→ BRIEF
Wherever "this" appears in a line, copy that line.

------ STORED RECORDS ------

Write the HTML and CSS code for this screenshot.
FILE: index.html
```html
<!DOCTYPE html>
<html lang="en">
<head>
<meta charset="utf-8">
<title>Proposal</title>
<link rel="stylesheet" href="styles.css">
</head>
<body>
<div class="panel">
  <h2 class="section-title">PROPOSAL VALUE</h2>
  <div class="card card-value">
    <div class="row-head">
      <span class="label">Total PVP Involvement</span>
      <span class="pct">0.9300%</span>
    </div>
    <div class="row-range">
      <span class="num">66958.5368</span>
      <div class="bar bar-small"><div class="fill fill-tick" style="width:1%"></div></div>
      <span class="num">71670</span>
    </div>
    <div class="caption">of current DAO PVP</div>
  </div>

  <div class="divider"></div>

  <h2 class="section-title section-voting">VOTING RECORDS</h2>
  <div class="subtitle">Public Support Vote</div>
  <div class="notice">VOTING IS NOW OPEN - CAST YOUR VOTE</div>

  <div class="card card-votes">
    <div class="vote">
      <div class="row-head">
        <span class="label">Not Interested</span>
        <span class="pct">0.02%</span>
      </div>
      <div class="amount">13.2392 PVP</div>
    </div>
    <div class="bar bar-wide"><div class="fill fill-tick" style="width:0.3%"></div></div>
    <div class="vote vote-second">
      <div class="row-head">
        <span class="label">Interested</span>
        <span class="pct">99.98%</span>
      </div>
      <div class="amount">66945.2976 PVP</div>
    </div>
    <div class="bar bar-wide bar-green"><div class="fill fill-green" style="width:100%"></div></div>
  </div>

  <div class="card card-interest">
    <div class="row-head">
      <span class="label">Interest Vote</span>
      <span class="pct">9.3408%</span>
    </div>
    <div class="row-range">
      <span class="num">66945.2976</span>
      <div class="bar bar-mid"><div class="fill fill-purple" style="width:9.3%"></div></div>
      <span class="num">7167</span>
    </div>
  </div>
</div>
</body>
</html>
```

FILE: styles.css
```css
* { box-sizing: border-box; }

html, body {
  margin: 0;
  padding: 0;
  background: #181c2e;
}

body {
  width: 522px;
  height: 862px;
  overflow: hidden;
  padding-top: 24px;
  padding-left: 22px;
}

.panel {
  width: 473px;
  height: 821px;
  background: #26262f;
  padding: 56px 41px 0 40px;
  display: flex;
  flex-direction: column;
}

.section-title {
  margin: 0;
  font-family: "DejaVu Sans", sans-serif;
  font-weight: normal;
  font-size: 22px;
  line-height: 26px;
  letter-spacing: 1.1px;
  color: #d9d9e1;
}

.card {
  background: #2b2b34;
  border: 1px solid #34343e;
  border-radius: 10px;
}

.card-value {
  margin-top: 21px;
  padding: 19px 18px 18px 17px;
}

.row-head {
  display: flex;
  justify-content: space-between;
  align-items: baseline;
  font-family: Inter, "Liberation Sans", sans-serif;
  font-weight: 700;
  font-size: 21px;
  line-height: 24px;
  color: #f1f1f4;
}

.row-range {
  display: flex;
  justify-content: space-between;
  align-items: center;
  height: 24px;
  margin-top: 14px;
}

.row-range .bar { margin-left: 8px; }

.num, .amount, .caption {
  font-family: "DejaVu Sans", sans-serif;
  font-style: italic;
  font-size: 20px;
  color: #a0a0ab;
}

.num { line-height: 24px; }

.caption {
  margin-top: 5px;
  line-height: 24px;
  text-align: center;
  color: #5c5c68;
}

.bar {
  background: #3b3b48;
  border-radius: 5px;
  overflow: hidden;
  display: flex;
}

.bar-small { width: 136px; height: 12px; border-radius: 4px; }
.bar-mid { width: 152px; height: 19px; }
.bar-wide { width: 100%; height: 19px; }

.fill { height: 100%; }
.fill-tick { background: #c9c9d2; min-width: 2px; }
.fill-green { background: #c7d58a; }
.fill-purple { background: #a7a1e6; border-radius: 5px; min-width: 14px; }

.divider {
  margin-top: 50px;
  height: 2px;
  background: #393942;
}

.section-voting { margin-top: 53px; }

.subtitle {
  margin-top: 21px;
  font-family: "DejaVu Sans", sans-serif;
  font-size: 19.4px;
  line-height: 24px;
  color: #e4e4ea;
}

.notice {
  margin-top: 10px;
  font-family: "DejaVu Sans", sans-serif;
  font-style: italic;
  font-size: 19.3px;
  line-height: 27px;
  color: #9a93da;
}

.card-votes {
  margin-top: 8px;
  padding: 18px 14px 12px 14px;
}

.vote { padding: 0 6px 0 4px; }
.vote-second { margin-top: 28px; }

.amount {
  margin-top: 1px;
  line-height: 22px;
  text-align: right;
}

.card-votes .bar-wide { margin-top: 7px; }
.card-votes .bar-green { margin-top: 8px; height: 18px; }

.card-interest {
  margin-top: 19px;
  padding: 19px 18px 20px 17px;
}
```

------
------ STORED RECORDS ------

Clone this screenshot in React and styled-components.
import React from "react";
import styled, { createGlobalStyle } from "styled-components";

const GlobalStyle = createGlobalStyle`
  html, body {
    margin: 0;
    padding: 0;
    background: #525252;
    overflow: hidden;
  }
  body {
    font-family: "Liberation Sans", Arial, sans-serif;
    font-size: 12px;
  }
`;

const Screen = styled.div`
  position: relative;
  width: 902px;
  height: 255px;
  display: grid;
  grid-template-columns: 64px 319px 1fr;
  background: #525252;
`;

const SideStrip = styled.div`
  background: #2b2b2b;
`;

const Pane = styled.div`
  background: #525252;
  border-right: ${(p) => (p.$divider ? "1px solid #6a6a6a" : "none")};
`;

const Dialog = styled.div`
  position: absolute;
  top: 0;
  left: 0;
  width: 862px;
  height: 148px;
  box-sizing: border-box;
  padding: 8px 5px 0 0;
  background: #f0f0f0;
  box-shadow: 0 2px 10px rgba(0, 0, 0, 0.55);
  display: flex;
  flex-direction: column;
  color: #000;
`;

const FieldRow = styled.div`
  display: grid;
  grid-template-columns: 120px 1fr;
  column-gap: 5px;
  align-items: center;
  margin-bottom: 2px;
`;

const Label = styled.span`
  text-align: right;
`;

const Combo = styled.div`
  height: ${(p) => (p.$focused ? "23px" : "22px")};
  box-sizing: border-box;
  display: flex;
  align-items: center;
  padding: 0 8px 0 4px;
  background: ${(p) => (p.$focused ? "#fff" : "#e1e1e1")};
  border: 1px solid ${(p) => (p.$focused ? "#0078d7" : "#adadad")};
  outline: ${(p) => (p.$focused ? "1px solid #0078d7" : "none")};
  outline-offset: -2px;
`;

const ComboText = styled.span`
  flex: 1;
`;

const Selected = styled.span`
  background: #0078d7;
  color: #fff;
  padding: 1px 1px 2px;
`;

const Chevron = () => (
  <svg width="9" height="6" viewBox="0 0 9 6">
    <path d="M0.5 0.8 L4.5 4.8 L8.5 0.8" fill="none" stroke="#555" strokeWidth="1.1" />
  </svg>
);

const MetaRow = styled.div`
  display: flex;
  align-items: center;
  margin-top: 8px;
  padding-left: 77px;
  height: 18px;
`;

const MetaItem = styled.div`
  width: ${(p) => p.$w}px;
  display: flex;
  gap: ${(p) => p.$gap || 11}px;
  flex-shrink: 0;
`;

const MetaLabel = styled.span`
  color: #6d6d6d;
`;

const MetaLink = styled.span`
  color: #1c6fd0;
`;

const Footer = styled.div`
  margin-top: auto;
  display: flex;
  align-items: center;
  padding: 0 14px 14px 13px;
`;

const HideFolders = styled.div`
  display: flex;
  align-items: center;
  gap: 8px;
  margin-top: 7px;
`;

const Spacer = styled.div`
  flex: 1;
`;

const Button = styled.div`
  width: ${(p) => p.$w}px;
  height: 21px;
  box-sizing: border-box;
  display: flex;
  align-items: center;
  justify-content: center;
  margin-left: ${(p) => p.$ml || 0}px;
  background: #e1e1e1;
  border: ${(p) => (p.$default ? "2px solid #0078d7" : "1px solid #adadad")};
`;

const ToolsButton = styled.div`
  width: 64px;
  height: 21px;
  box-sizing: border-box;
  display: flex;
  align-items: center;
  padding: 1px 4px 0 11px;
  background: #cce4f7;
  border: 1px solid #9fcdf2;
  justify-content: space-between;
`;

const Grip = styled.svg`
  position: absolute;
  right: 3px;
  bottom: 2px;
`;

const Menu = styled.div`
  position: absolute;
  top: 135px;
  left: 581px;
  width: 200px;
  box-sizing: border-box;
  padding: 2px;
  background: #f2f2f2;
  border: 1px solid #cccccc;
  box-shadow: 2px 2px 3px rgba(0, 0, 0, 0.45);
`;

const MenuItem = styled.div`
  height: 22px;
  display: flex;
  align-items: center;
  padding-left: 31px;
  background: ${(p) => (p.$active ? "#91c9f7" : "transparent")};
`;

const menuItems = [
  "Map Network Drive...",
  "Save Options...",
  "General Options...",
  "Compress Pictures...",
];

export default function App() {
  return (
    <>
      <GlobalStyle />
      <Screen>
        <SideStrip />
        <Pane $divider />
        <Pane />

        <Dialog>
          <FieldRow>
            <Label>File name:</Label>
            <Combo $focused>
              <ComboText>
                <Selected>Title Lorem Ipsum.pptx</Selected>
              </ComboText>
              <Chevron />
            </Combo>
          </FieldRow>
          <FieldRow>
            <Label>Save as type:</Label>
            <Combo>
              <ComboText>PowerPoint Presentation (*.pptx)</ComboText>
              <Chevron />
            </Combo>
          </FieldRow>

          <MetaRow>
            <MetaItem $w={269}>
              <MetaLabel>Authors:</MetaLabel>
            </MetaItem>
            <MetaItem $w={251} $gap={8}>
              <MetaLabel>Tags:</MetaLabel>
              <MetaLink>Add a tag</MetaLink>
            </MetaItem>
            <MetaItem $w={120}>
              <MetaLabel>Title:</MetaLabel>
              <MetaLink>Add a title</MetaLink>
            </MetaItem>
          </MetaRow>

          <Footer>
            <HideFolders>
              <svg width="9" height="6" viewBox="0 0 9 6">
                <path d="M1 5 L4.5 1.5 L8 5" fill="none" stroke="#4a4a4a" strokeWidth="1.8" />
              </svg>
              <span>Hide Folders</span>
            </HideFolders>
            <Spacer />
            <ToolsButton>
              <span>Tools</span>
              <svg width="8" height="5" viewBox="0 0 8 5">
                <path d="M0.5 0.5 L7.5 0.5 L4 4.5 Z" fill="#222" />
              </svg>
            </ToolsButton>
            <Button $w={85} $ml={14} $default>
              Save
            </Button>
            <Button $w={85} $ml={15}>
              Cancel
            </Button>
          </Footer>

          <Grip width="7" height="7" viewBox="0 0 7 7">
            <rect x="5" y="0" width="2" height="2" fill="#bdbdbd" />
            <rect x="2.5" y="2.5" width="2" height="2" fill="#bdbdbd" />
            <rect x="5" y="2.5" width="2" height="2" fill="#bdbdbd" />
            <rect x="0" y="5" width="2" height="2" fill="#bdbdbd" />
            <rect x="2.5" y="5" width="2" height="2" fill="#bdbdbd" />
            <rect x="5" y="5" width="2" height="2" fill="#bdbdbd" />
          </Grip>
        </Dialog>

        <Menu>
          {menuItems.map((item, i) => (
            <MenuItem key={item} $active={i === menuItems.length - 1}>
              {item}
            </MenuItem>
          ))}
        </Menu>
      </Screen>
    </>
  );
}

------

→ ANSWER IN FULL
Write the HTML and CSS code for this screenshot.
Clone this screenshot in React and styled-components.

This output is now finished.